Virginia’s Piedmont grasslands — think of the area surrounding Shenandoah National Park — are frequented by more than 100 bird species, including the bobolink and bobwhite quail, that use the grasses for breeding, overwintering and nesting. This landscape has steadily been converted to agricultural lands, which now cover more than 8 million acres in the state.
In the Piedmont, though, well-managed fields can double as habitat for the birds that have persisted in prairie-like environs despite decades of change. Still, Virginia’s northern bobwhite quail and Eastern meadowlarks have lost more than 75% of their populations over the past 30 to 40 years.
The American Bird Conservatory recently deemed this Piedmont-Shenandoah Valley area a unique “birdscape” worth protecting for its support of a range of migratory and resident bird populations. This comes after more than a decade of surveys and research largely by staff from the Virginia Working Landscapes office in Front Royal, VA. The team has surveyed at least 150 properties across 16 counties, totaling more than 80,000 acres.
Along the way, they’ve developed a suite of best management practices that, if implemented on working lands, could benefit both the birds and the farmers’ bottom lines. A $25,000 grant from The Cornell Lab’s Land Trust Bird Conservation Initiative is helping to get the local Piedmont bird program off the ground, with more outreach planned for early 2022.
“The idea is that it will be a win-win,” said Justin Proctor, who joined Virginia Working Landscapes early this year to help coordinate the Piedmont Grassland Bird Initiative. “The more diversity you have, the more birds you have. The more ecosystem services, the more nature works for you [and not] against you.”
These conversations with landowners, Proctor said, often begin with some birdwatching. When people realize — or hear — that an Eastern meadowlark has made a home in their grasses, they get interested.
“To be able to go on these bigger working landscapes and get them connected to the birds they haven’t even noticed because [the birds are] down there in the grasses — it’s a big deal,” he said.

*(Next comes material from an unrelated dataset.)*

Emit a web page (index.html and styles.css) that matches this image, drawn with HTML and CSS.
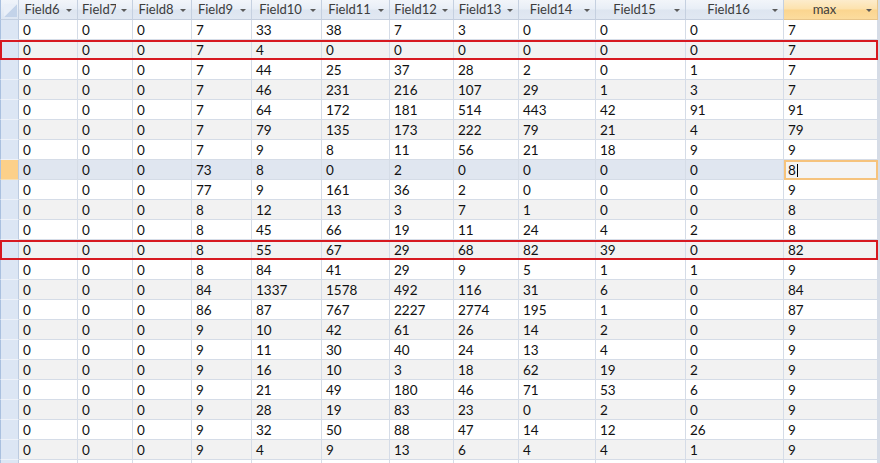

Many of the partners in this initiative are also able to link interested landowners to state and federal programs that share the cost of major changes to the landscape. These include building fences to rotate cattle through paddocks in the field rather than letting them graze it all to the same stubble. In this way, the bird program is an on-ramp to conservation practices that could help build local ecosystems and benefit regional water quality.
Proctor said the program now has a list of about 40 best management practices that landowners can choose from “à la carte.” Some entail significant changes in the ways land is managed, such as setting aside patches of fields or field edges for bird habitat. Others hinge on relatively minor tweaks, asking landowners not to mow or graze when certain birds are nesting or otherwise vulnerable.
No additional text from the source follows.